- [Given information]:
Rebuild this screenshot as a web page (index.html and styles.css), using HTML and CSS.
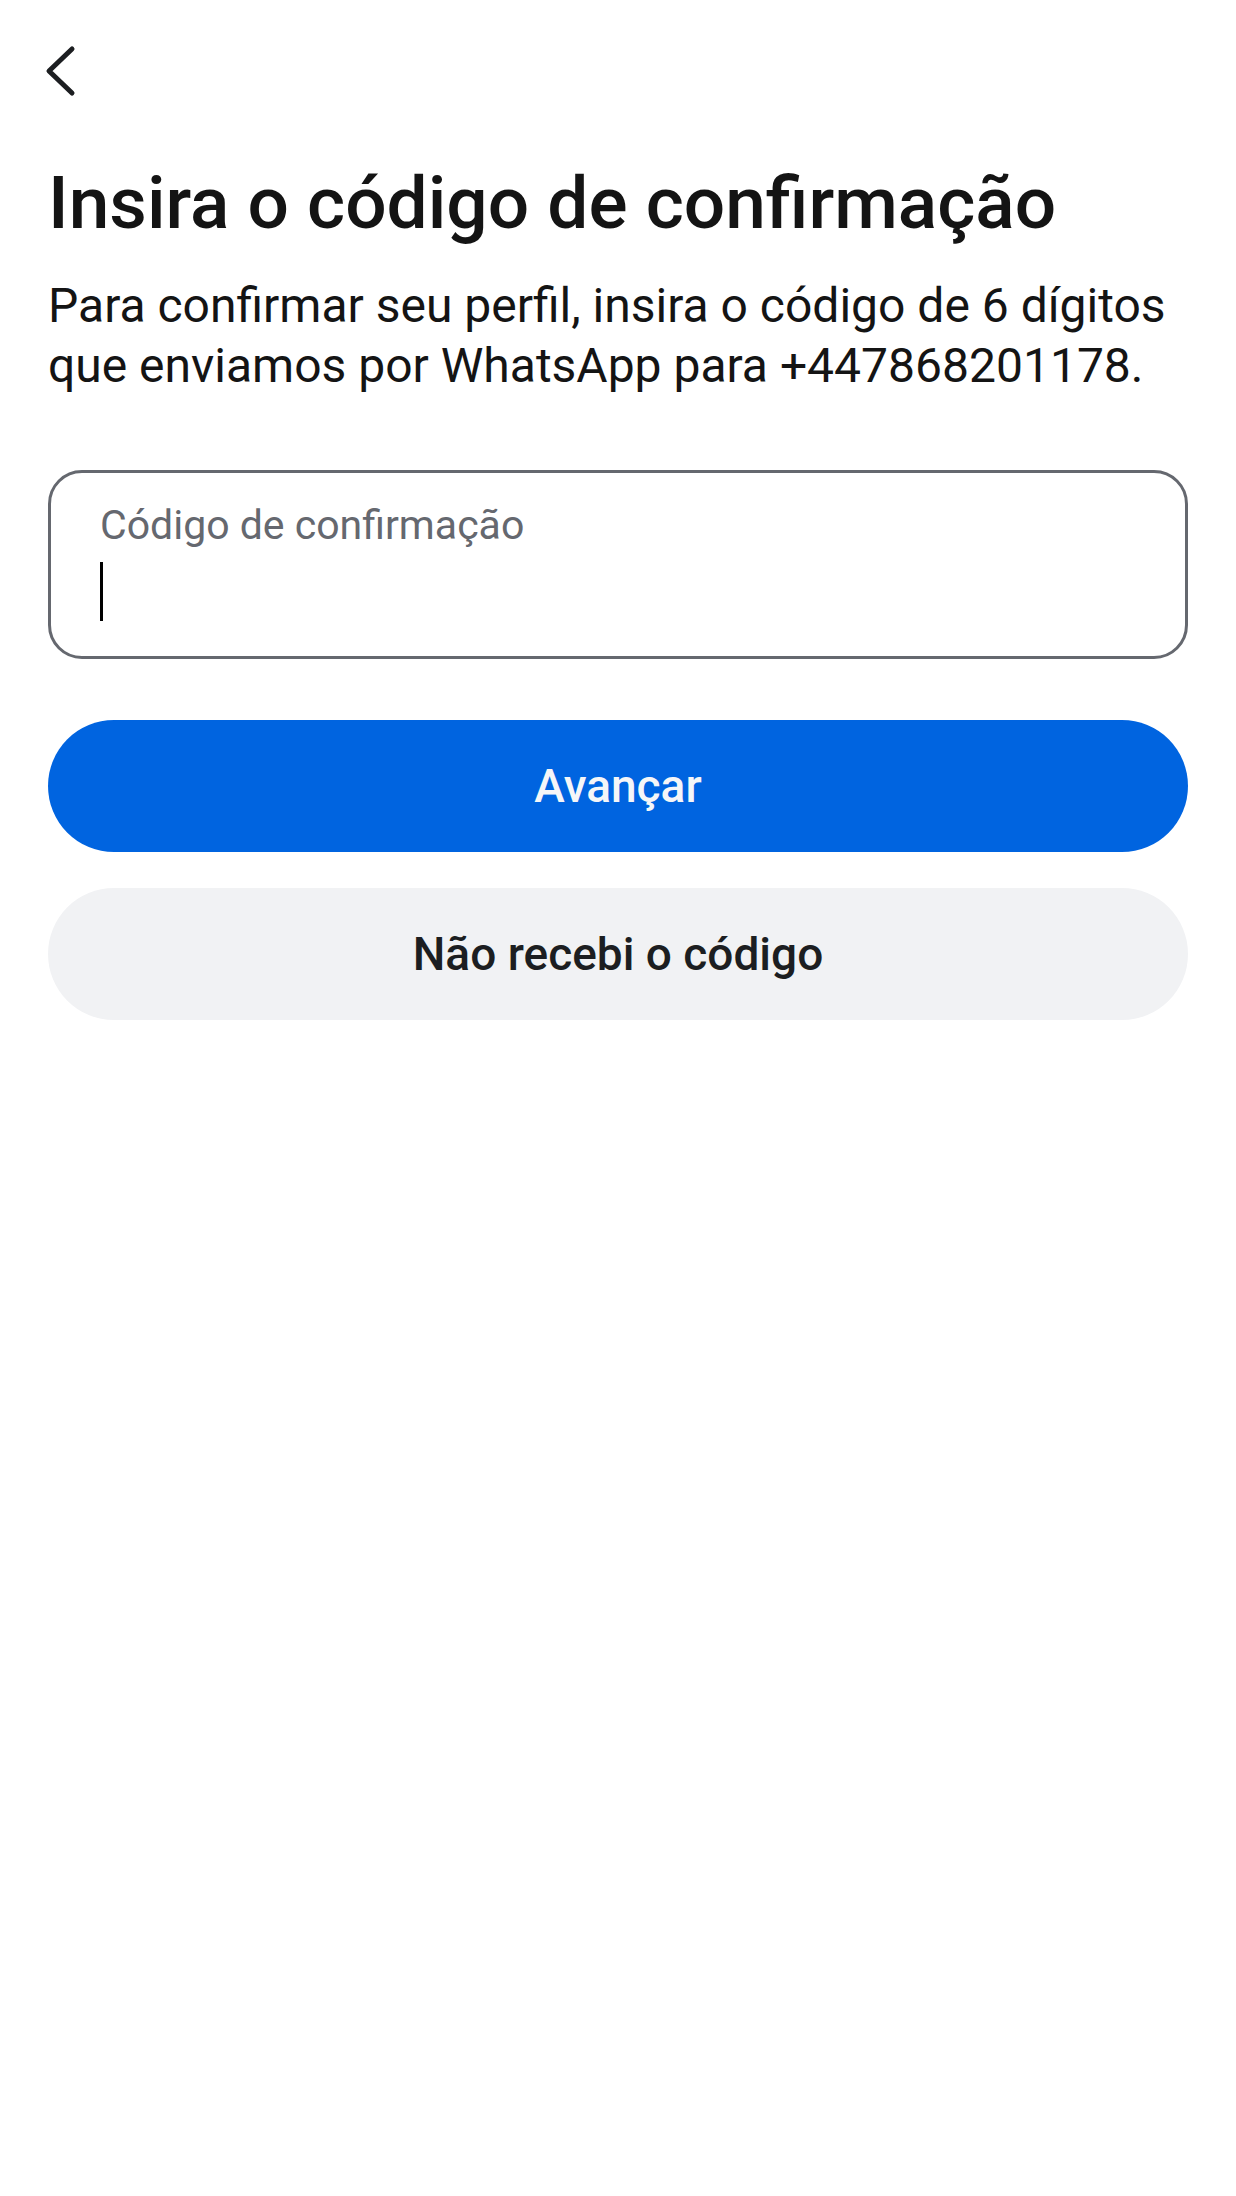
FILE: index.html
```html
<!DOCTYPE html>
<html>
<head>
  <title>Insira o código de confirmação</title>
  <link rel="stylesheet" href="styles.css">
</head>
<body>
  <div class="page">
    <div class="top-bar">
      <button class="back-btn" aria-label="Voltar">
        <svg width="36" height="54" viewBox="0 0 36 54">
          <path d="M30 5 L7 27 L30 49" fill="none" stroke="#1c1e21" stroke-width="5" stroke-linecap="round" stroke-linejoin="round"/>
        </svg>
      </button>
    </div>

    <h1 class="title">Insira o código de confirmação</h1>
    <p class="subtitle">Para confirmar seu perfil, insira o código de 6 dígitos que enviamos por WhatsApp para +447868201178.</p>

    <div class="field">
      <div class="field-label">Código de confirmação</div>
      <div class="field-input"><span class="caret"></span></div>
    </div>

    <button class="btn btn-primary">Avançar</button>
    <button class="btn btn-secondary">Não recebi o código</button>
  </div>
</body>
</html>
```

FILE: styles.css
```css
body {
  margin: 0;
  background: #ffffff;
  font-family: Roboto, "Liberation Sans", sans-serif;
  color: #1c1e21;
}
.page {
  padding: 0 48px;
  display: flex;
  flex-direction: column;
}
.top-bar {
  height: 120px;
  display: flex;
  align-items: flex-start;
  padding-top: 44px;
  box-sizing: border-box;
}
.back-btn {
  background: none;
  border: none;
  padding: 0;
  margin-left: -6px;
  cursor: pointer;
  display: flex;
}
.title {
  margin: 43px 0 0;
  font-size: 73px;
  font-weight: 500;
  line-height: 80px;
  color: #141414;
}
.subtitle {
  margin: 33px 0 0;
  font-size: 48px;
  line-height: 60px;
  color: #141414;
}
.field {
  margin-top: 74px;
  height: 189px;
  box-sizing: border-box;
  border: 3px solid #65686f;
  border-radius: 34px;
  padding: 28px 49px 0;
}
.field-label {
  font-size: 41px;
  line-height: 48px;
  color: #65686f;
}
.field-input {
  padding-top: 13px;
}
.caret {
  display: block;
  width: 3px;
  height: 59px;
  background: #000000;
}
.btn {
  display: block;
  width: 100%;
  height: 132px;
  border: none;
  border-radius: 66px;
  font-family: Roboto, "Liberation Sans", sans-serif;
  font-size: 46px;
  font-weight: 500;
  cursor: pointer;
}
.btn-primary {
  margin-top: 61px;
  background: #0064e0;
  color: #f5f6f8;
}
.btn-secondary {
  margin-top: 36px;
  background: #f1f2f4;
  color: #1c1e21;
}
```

- [Do this]:
Pick out the lines containing the string "index" and show them.

- [Task solution]:
Rebuild this screenshot as a web page (index.html and styles.css), using HTML and CSS.
FILE: index.html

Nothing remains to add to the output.